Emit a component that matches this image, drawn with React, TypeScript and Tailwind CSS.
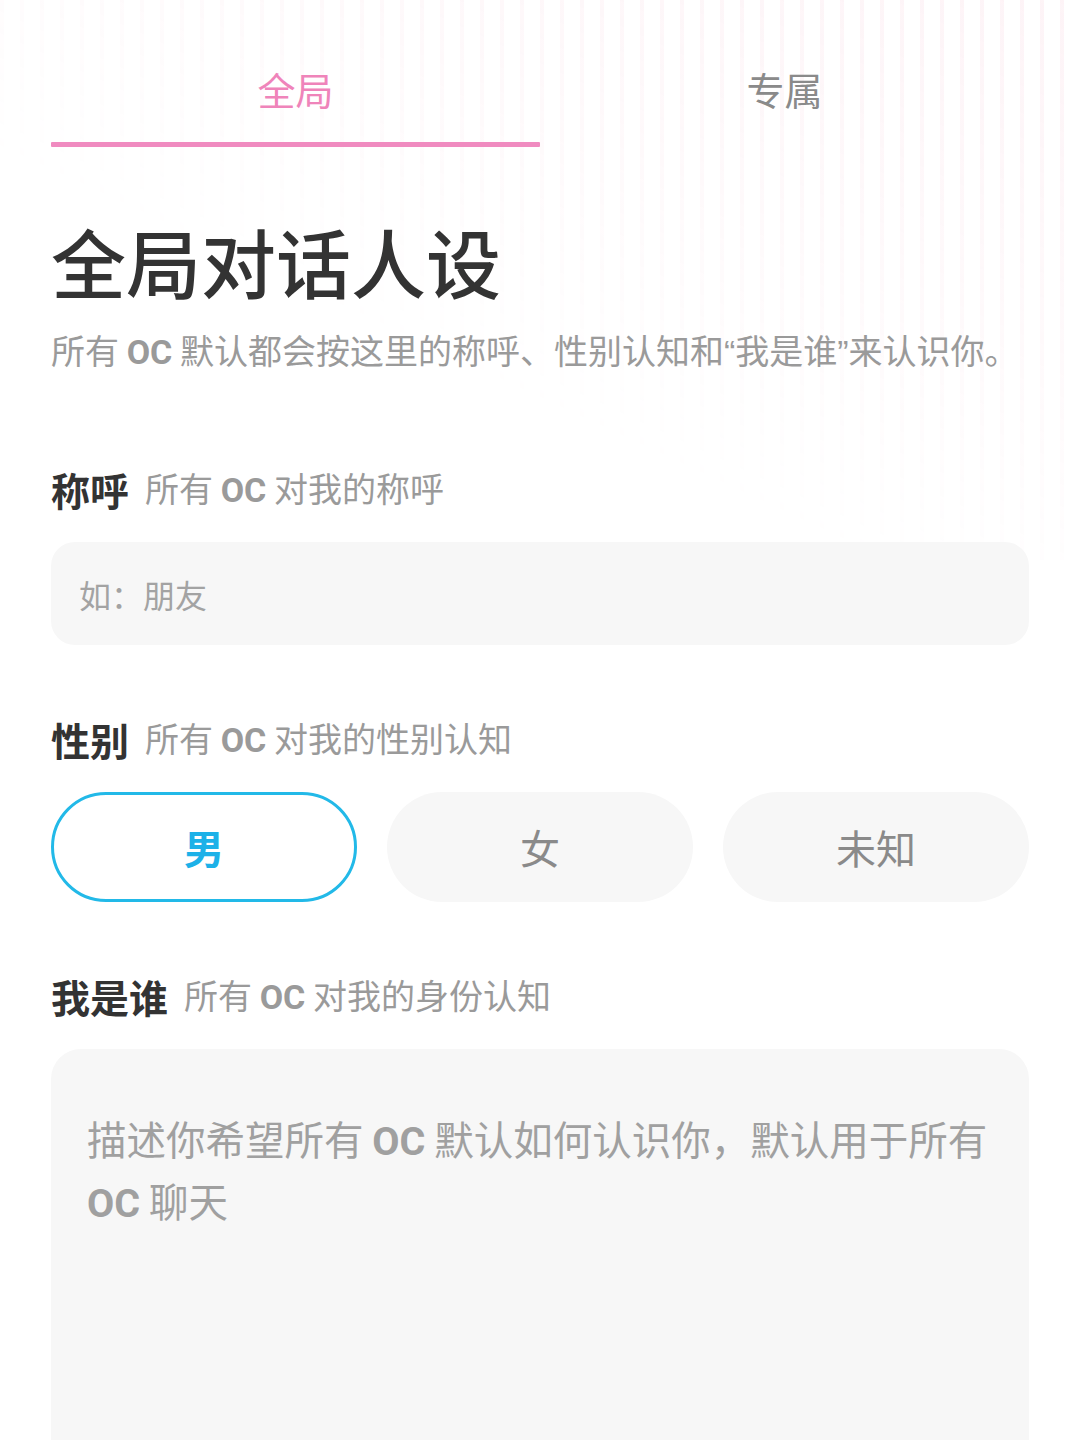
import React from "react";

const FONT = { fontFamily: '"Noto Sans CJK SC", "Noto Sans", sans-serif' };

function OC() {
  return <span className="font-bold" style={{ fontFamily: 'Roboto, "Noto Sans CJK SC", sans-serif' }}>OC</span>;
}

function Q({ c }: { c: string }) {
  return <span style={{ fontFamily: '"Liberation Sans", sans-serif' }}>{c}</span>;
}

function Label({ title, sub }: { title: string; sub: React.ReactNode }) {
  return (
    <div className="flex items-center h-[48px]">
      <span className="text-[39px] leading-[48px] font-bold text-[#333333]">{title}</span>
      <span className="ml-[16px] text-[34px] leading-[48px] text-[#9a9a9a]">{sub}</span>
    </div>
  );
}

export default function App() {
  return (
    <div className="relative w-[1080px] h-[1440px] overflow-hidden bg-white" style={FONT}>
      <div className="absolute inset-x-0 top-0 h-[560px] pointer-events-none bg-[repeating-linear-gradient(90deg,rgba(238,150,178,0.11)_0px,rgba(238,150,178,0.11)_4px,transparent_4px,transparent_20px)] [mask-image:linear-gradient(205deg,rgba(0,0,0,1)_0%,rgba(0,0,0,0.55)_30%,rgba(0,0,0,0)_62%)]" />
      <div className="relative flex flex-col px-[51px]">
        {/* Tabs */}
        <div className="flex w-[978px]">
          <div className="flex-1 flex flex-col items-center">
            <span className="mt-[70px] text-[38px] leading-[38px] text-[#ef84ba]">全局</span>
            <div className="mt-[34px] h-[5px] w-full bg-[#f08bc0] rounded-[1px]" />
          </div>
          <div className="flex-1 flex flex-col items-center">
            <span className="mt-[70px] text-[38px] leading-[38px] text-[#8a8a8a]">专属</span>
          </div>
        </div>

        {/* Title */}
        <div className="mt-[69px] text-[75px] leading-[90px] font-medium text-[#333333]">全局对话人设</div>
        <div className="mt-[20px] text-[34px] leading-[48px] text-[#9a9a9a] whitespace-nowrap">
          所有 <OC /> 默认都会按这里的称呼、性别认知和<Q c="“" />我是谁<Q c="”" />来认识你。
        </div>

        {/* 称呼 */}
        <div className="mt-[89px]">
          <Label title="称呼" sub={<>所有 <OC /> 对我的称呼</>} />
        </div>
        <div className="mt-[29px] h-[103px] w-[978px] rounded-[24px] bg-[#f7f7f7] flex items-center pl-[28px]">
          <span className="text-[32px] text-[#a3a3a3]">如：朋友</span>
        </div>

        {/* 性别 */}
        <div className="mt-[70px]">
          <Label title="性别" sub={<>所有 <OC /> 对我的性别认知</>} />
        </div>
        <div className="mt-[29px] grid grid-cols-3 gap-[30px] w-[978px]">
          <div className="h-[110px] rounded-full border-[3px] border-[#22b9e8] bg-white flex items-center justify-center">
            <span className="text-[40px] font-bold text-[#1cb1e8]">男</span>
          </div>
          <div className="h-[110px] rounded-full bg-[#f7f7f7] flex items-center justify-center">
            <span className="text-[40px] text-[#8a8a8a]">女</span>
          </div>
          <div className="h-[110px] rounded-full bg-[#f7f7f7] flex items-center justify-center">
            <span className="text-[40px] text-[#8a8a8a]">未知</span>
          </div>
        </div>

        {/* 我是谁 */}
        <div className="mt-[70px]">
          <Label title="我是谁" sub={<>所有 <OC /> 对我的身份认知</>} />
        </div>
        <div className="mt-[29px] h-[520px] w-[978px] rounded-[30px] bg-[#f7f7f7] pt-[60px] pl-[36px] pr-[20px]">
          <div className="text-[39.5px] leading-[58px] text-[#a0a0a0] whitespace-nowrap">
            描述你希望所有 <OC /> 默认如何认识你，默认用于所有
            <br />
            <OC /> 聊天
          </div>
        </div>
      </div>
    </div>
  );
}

• [Aim]: Working from the listing above, pick out every line that has "image" and copy it.

• [Complete answer]:
Emit a component that matches this image, drawn with React, TypeScript and Tailwind CSS.
      <div className="absolute inset-x-0 top-0 h-[560px] pointer-events-none bg-[repeating-linear-gradient(90deg,rgba(238,150,178,0.11)_0px,rgba(238,150,178,0.11)_4px,transparent_4px,transparent_20px)] [mask-image:linear-gradient(205deg,rgba(0,0,0,1)_0%,rgba(0,0,0,0.55)_30%,rgba(0,0,0,0)_62%)]" />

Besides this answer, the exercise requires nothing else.